### Recorded information
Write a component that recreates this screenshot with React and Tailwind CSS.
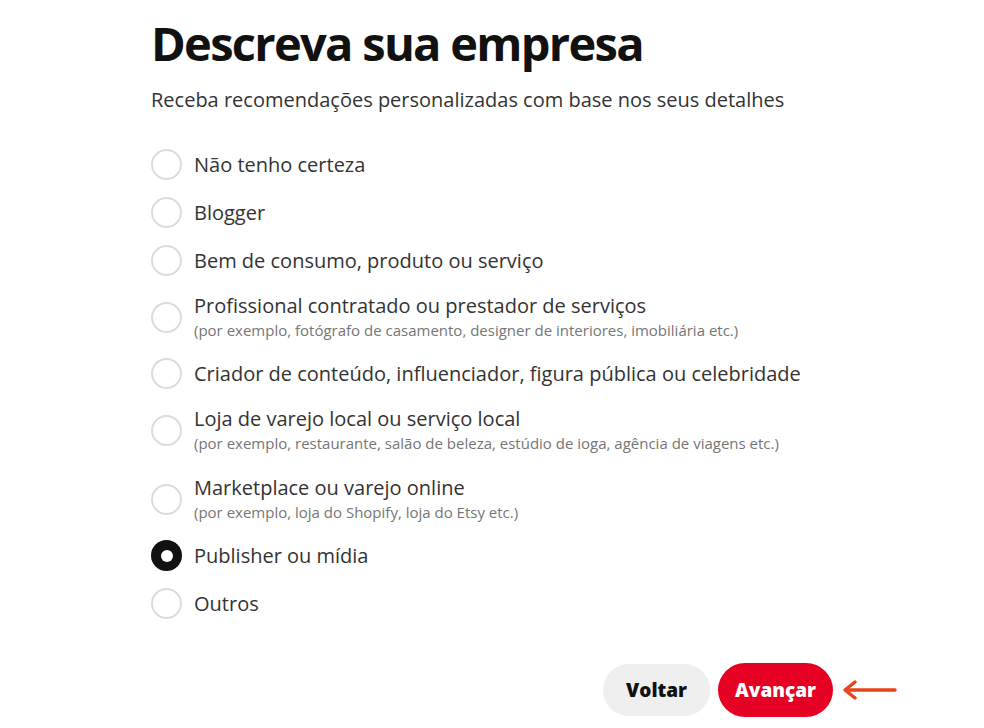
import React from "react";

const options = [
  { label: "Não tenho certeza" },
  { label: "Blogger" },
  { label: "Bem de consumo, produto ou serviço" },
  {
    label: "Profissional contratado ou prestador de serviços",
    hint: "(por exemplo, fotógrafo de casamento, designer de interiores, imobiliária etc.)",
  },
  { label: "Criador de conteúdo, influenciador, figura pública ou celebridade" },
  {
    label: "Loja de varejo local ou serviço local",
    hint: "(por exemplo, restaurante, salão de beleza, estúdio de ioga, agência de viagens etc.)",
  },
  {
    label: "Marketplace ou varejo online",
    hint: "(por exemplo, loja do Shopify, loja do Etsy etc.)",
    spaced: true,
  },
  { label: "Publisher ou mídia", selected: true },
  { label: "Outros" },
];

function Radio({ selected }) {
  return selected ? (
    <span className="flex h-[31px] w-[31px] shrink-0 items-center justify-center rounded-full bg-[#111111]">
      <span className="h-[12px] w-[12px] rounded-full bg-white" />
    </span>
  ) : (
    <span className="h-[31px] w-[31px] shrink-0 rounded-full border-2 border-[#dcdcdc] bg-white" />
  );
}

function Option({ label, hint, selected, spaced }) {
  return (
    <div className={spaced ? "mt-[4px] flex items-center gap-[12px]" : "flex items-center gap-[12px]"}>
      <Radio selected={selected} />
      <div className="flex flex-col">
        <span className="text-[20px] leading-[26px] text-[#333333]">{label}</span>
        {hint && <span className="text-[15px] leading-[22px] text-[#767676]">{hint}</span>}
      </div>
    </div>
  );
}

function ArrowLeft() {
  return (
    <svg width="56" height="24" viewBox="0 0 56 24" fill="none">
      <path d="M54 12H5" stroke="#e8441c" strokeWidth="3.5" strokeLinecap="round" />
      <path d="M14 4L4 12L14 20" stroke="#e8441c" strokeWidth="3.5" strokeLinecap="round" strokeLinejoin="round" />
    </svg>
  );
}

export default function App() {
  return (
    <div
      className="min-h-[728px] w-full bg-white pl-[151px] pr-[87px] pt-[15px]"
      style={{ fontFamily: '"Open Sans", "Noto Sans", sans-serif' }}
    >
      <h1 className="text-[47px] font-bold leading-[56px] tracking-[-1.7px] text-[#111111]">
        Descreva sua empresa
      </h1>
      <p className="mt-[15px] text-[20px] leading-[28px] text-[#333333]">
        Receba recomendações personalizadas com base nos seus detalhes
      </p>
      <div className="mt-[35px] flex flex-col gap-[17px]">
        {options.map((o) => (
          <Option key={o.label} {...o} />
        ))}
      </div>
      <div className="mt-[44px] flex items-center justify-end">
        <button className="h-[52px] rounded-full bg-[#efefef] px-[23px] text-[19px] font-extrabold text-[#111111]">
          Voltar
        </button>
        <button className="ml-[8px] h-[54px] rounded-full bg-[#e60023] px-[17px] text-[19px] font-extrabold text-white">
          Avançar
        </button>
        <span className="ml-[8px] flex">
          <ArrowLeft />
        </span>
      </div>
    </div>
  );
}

### Problem
Reproduce all of the data exactly; the pictures do not belong in the copy.

### Output below
Write a component that recreates this screenshot with React and Tailwind CSS.
import React from "react";

const options = [
  { label: "Não tenho certeza" },
  { label: "Blogger" },
  { label: "Bem de consumo, produto ou serviço" },
  {
    label: "Profissional contratado ou prestador de serviços",
    hint: "(por exemplo, fotógrafo de casamento, designer de interiores, imobiliária etc.)",
  },
  { label: "Criador de conteúdo, influenciador, figura pública ou celebridade" },
  {
    label: "Loja de varejo local ou serviço local",
    hint: "(por exemplo, restaurante, salão de beleza, estúdio de ioga, agência de viagens etc.)",
  },
  {
    label: "Marketplace ou varejo online",
    hint: "(por exemplo, loja do Shopify, loja do Etsy etc.)",
    spaced: true,
  },
  { label: "Publisher ou mídia", selected: true },
  { label: "Outros" },
];

function Radio({ selected }) {
  return selected ? (
    <span className="flex h-[31px] w-[31px] shrink-0 items-center justify-center rounded-full bg-[#111111]">
      <span className="h-[12px] w-[12px] rounded-full bg-white" />
    </span>
  ) : (
    <span className="h-[31px] w-[31px] shrink-0 rounded-full border-2 border-[#dcdcdc] bg-white" />
  );
}

function Option({ label, hint, selected, spaced }) {
  return (
    <div className={spaced ? "mt-[4px] flex items-center gap-[12px]" : "flex items-center gap-[12px]"}>
      <Radio selected={selected} />
      <div className="flex flex-col">
        <span className="text-[20px] leading-[26px] text-[#333333]">{label}</span>
        {hint && <span className="text-[15px] leading-[22px] text-[#767676]">{hint}</span>}
      </div>
    </div>
  );
}

function ArrowLeft() {
  return (
    <svg width="56" height="24" viewBox="0 0 56 24" fill="none">
      <path d="M54 12H5" stroke="#e8441c" strokeWidth="3.5" strokeLinecap="round" />
      <path d="M14 4L4 12L14 20" stroke="#e8441c" strokeWidth="3.5" strokeLinecap="round" strokeLinejoin="round" />
    </svg>
  );
}

export default function App() {
  return (
    <div
      className="min-h-[728px] w-full bg-white pl-[151px] pr-[87px] pt-[15px]"
      style={{ fontFamily: '"Open Sans", "Noto Sans", sans-serif' }}
    >
      <h1 className="text-[47px] font-bold leading-[56px] tracking-[-1.7px] text-[#111111]">
        Descreva sua empresa
      </h1>
      <p className="mt-[15px] text-[20px] leading-[28px] text-[#333333]">
        Receba recomendações personalizadas com base nos seus detalhes
      </p>
      <div className="mt-[35px] flex flex-col gap-[17px]">
        {options.map((o) => (
          <Option key={o.label} {...o} />
        ))}
      </div>
      <div className="mt-[44px] flex items-center justify-end">
        <button className="h-[52px] rounded-full bg-[#efefef] px-[23px] text-[19px] font-extrabold text-[#111111]">
          Voltar
        </button>
        <button className="ml-[8px] h-[54px] rounded-full bg-[#e60023] px-[17px] text-[19px] font-extrabold text-white">
          Avançar
        </button>
        <span className="ml-[8px] flex">
          <ArrowLeft />
        </span>
      </div>
    </div>
  );
}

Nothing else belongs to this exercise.